## Directions for this task
Write out the listing below in full and exactly, leaving out every picture.

## Data to process
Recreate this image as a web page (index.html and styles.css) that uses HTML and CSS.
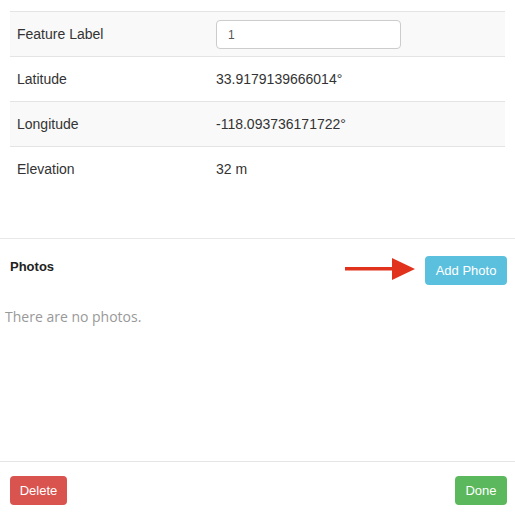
FILE: index.html
```html
<!DOCTYPE html>
<html lang="en">
<head>
<meta charset="UTF-8">
<meta name="viewport" content="width=device-width, initial-scale=1.0">
<title>Feature Details</title>
<link rel="stylesheet" href="styles.css">
</head>
<body>
<div class="details">
  <table class="info-table">
    <tr class="striped">
      <td class="label-cell">Feature Label</td>
      <td><input class="input-field" type="text" value="1"></td>
    </tr>
    <tr>
      <td class="label-cell">Latitude</td>
      <td>33.9179139666014&deg;</td>
    </tr>
    <tr class="striped">
      <td class="label-cell">Longitude</td>
      <td>-118.093736171722&deg;</td>
    </tr>
    <tr>
      <td class="label-cell">Elevation</td>
      <td>32 m</td>
    </tr>
  </table>
</div>

<div class="photos">
  <div class="photos-header">
    <h4>Photos</h4>
    <div class="add-wrap">
      <svg class="arrow" width="72" height="24" viewBox="0 0 72 24">
        <rect x="0" y="10" width="50" height="3.5" fill="#e0321c"/>
        <polygon points="47,1 70,12 47,23" fill="#e0321c"/>
      </svg>
      <button class="btn btn-info" type="button">Add Photo</button>
    </div>
  </div>
  <p class="empty">There are no photos.</p>
</div>

<div class="footer">
  <button class="btn btn-danger" type="button">Delete</button>
  <button class="btn btn-success" type="button">Done</button>
</div>
</body>
</html>
```

FILE: styles.css
```css
body {
  margin: 0;
  font-family: "Liberation Sans", Arial, sans-serif;
  color: #333;
  background-color: white;
  height: 512px;
  display: flex;
  flex-direction: column;
}
.details {
  height: 238px;
  padding: 11px 10px 0 10px;
  box-sizing: border-box;
}
.info-table {
  width: 495px;
  border-collapse: collapse;
  font-size: 14px;
}
.info-table td {
  height: 44px;
  border-top: 1px solid #e4e4e4;
  padding: 0 7px;
  vertical-align: middle;
}
.info-table .label-cell {
  width: 185px;
}
.striped td {
  background-color: #f9f9f9;
}
.input-field {
  width: 185px;
  height: 29px;
  box-sizing: border-box;
  border: 1px solid #ccc;
  border-radius: 4px;
  padding: 0 11px;
  font-family: "Liberation Sans", Arial, sans-serif;
  font-size: 12px;
  color: #555;
  background-color: white;
  margin-top: 1px;
}
.photos {
  height: 223px;
  border-top: 1px solid #e8e8e8;
  box-sizing: border-box;
}
.photos-header {
  display: flex;
  justify-content: space-between;
  align-items: flex-start;
  padding: 17px 8px 0 10px;
}
.photos-header h4 {
  margin: 0;
  padding-top: 3px;
  font-size: 13px;
  font-weight: bold;
  color: #222;
}
.add-wrap {
  display: flex;
  align-items: center;
  gap: 8px;
}
.arrow {
  display: block;
  margin-top: -3px;
}
.btn {
  font-family: "Liberation Sans", Arial, sans-serif;
  font-size: 13px;
  color: white;
  border: none;
  border-radius: 4px;
  height: 29px;
  padding: 0 6px;
  white-space: nowrap;
  cursor: pointer;
}
.btn-info {
  background-color: #5bc0de;
  width: 82px;
}
.btn-danger {
  background-color: #d9534f;
  width: 57px;
}
.btn-success {
  background-color: #5cb85c;
  width: 52px;
}
.empty {
  margin: 22px 0 0 5px;
  font-family: "Open Sans", sans-serif;
  font-size: 14px;
  color: #999;
}
.footer {
  flex: 1;
  border-top: 1px solid #e5e5e5;
  display: flex;
  justify-content: space-between;
  align-items: flex-start;
  padding: 14px 8px 0 10px;
}
```
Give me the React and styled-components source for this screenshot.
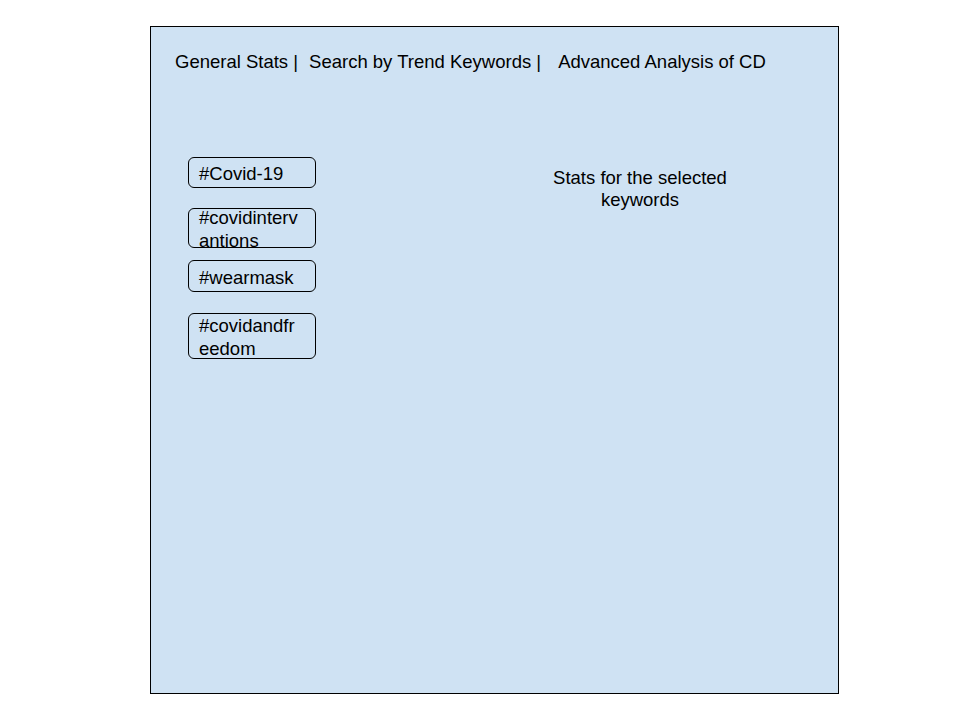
import React from "react";
import styled, { createGlobalStyle } from "styled-components";

const Global = createGlobalStyle`
  html, body { margin: 0; padding: 0; background: #ffffff; }
  body { font-family: "Liberation Sans", Arial, sans-serif; color: #000; }
`;

const Page = styled.div`
  width: 960px;
  height: 720px;
  padding: 26px 0 0 150px;
  box-sizing: border-box;
`;

const Panel = styled.div`
  width: 689px;
  height: 668px;
  box-sizing: border-box;
  border: 1px solid #000;
  background: #cfe2f3;
  display: flex;
  flex-direction: column;
  padding: 24px 0 0 24px;
`;

const NavBar = styled.div`
  display: flex;
  font-size: 18.5px;
  line-height: 21px;
  white-space: pre;
`;

const NavItem = styled.span`
  margin-left: ${(p) => p.$gap}px;
`;

const Body = styled.div`
  display: flex;
  margin-top: 85px;
  padding-left: 13px;
`;

const ChipColumn = styled.div`
  display: flex;
  flex-direction: column;
  width: 128px;
`;

const Chip = styled.div`
  width: 128px;
  height: ${(p) => p.$h}px;
  margin-top: ${(p) => p.$mt}px;
  box-sizing: border-box;
  border: 1px solid #000;
  border-radius: 6px;
  padding: 0 2px 0 10px;
  overflow: visible;
`;

const ChipLabel = styled.div`
  margin-top: ${(p) => p.$offset}px;
  font-size: 18.5px;
  line-height: ${(p) => (p.$wrap ? 22.5 : 22)}px;
  white-space: nowrap;
`;

const Stats = styled.div`
  width: 240px;
  margin-left: 204px;
  margin-top: 10px;
  text-align: center;
  font-size: 18.5px;
  line-height: 22px;
`;

const nav = [
  { text: "General Stats |", gap: 0 },
  { text: "Search by Trend Keywords |", gap: 11 },
  { text: "Advanced Analysis of CD", gap: 17 },
];

const chips = [
  { lines: ["#Covid-19"], h: 31, mt: 0, offset: 5 },
  { lines: ["#covidinterv", "antions"], h: 40, mt: 20, offset: -2 },
  { lines: ["#wearmask"], h: 32, mt: 12, offset: 6 },
  { lines: ["#covidandfr", "eedom"], h: 46, mt: 21, offset: 1 },
];

export default function App() {
  return (
    <>
      <Global />
      <Page>
        <Panel>
          <NavBar>
            {nav.map((n) => (
              <NavItem key={n.text} $gap={n.gap}>
                {n.text}
              </NavItem>
            ))}
          </NavBar>
          <Body>
            <ChipColumn>
              {chips.map((c) => {
                const wrap = c.lines.length > 1;
                return (
                  <Chip key={c.lines[0]} $h={c.h} $mt={c.mt}>
                    <ChipLabel $offset={c.offset} $wrap={wrap}>
                      {c.lines.map((l, i) => (
                        <React.Fragment key={l}>
                          {i > 0 && <br />}
                          {l}
                        </React.Fragment>
                      ))}
                    </ChipLabel>
                  </Chip>
                );
              })}
            </ChipColumn>
            <Stats>
              Stats for the selected
              <br />
              keywords
            </Stats>
          </Body>
        </Panel>
      </Page>
    </>
  );
}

## Answer for the task
Recreate this image as a web page (index.html and styles.css) that uses HTML and CSS.
FILE: index.html
```html
<!DOCTYPE html>
<html lang="en">
<head>
<meta charset="UTF-8">
<meta name="viewport" content="width=device-width, initial-scale=1.0">
<title>Feature Details</title>
<link rel="stylesheet" href="styles.css">
</head>
<body>
<div class="details">
  <table class="info-table">
    <tr class="striped">
      <td class="label-cell">Feature Label</td>
      <td><input class="input-field" type="text" value="1"></td>
    </tr>
    <tr>
      <td class="label-cell">Latitude</td>
      <td>33.9179139666014&deg;</td>
    </tr>
    <tr class="striped">
      <td class="label-cell">Longitude</td>
      <td>-118.093736171722&deg;</td>
    </tr>
    <tr>
      <td class="label-cell">Elevation</td>
      <td>32 m</td>
    </tr>
  </table>
</div>

<div class="photos">
  <div class="photos-header">
    <h4>Photos</h4>
    <div class="add-wrap">
      <svg class="arrow" width="72" height="24" viewBox="0 0 72 24">
        <rect x="0" y="10" width="50" height="3.5" fill="#e0321c"/>
        <polygon points="47,1 70,12 47,23" fill="#e0321c"/>
      </svg>
      <button class="btn btn-info" type="button">Add Photo</button>
    </div>
  </div>
  <p class="empty">There are no photos.</p>
</div>

<div class="footer">
  <button class="btn btn-danger" type="button">Delete</button>
  <button class="btn btn-success" type="button">Done</button>
</div>
</body>
</html>
```

FILE: styles.css
```css
body {
  margin: 0;
  font-family: "Liberation Sans", Arial, sans-serif;
  color: #333;
  background-color: white;
  height: 512px;
  display: flex;
  flex-direction: column;
}
.details {
  height: 238px;
  padding: 11px 10px 0 10px;
  box-sizing: border-box;
}
.info-table {
  width: 495px;
  border-collapse: collapse;
  font-size: 14px;
}
.info-table td {
  height: 44px;
  border-top: 1px solid #e4e4e4;
  padding: 0 7px;
  vertical-align: middle;
}
.info-table .label-cell {
  width: 185px;
}
.striped td {
  background-color: #f9f9f9;
}
.input-field {
  width: 185px;
  height: 29px;
  box-sizing: border-box;
  border: 1px solid #ccc;
  border-radius: 4px;
  padding: 0 11px;
  font-family: "Liberation Sans", Arial, sans-serif;
  font-size: 12px;
  color: #555;
  background-color: white;
  margin-top: 1px;
}
.photos {
  height: 223px;
  border-top: 1px solid #e8e8e8;
  box-sizing: border-box;
}
.photos-header {
  display: flex;
  justify-content: space-between;
  align-items: flex-start;
  padding: 17px 8px 0 10px;
}
.photos-header h4 {
  margin: 0;
  padding-top: 3px;
  font-size: 13px;
  font-weight: bold;
  color: #222;
}
.add-wrap {
  display: flex;
  align-items: center;
  gap: 8px;
}
.arrow {
  display: block;
  margin-top: -3px;
}
.btn {
  font-family: "Liberation Sans", Arial, sans-serif;
  font-size: 13px;
  color: white;
  border: none;
  border-radius: 4px;
  height: 29px;
  padding: 0 6px;
  white-space: nowrap;
  cursor: pointer;
}
.btn-info {
  background-color: #5bc0de;
  width: 82px;
}
.btn-danger {
  background-color: #d9534f;
  width: 57px;
}
.btn-success {
  background-color: #5cb85c;
  width: 52px;
}
.empty {
  margin: 22px 0 0 5px;
  font-family: "Open Sans", sans-serif;
  font-size: 14px;
  color: #999;
}
.footer {
  flex: 1;
  border-top: 1px solid #e5e5e5;
  display: flex;
  justify-content: space-between;
  align-items: flex-start;
  padding: 14px 8px 0 10px;
}
```
Give me the React and styled-components source for this screenshot.
import React from "react";
import styled, { createGlobalStyle } from "styled-components";

const Global = createGlobalStyle`
  html, body { margin: 0; padding: 0; background: #ffffff; }
  body { font-family: "Liberation Sans", Arial, sans-serif; color: #000; }
`;

const Page = styled.div`
  width: 960px;
  height: 720px;
  padding: 26px 0 0 150px;
  box-sizing: border-box;
`;

const Panel = styled.div`
  width: 689px;
  height: 668px;
  box-sizing: border-box;
  border: 1px solid #000;
  background: #cfe2f3;
  display: flex;
  flex-direction: column;
  padding: 24px 0 0 24px;
`;

const NavBar = styled.div`
  display: flex;
  font-size: 18.5px;
  line-height: 21px;
  white-space: pre;
`;

const NavItem = styled.span`
  margin-left: ${(p) => p.$gap}px;
`;

const Body = styled.div`
  display: flex;
  margin-top: 85px;
  padding-left: 13px;
`;

const ChipColumn = styled.div`
  display: flex;
  flex-direction: column;
  width: 128px;
`;

const Chip = styled.div`
  width: 128px;
  height: ${(p) => p.$h}px;
  margin-top: ${(p) => p.$mt}px;
  box-sizing: border-box;
  border: 1px solid #000;
  border-radius: 6px;
  padding: 0 2px 0 10px;
  overflow: visible;
`;

const ChipLabel = styled.div`
  margin-top: ${(p) => p.$offset}px;
  font-size: 18.5px;
  line-height: ${(p) => (p.$wrap ? 22.5 : 22)}px;
  white-space: nowrap;
`;

const Stats = styled.div`
  width: 240px;
  margin-left: 204px;
  margin-top: 10px;
  text-align: center;
  font-size: 18.5px;
  line-height: 22px;
`;

const nav = [
  { text: "General Stats |", gap: 0 },
  { text: "Search by Trend Keywords |", gap: 11 },
  { text: "Advanced Analysis of CD", gap: 17 },
];

const chips = [
  { lines: ["#Covid-19"], h: 31, mt: 0, offset: 5 },
  { lines: ["#covidinterv", "antions"], h: 40, mt: 20, offset: -2 },
  { lines: ["#wearmask"], h: 32, mt: 12, offset: 6 },
  { lines: ["#covidandfr", "eedom"], h: 46, mt: 21, offset: 1 },
];

export default function App() {
  return (
    <>
      <Global />
      <Page>
        <Panel>
          <NavBar>
            {nav.map((n) => (
              <NavItem key={n.text} $gap={n.gap}>
                {n.text}
              </NavItem>
            ))}
          </NavBar>
          <Body>
            <ChipColumn>
              {chips.map((c) => {
                const wrap = c.lines.length > 1;
                return (
                  <Chip key={c.lines[0]} $h={c.h} $mt={c.mt}>
                    <ChipLabel $offset={c.offset} $wrap={wrap}>
                      {c.lines.map((l, i) => (
                        <React.Fragment key={l}>
                          {i > 0 && <br />}
                          {l}
                        </React.Fragment>
                      ))}
                    </ChipLabel>
                  </Chip>
                );
              })}
            </ChipColumn>
            <Stats>
              Stats for the selected
              <br />
              keywords
            </Stats>
          </Body>
        </Panel>
      </Page>
    </>
  );
}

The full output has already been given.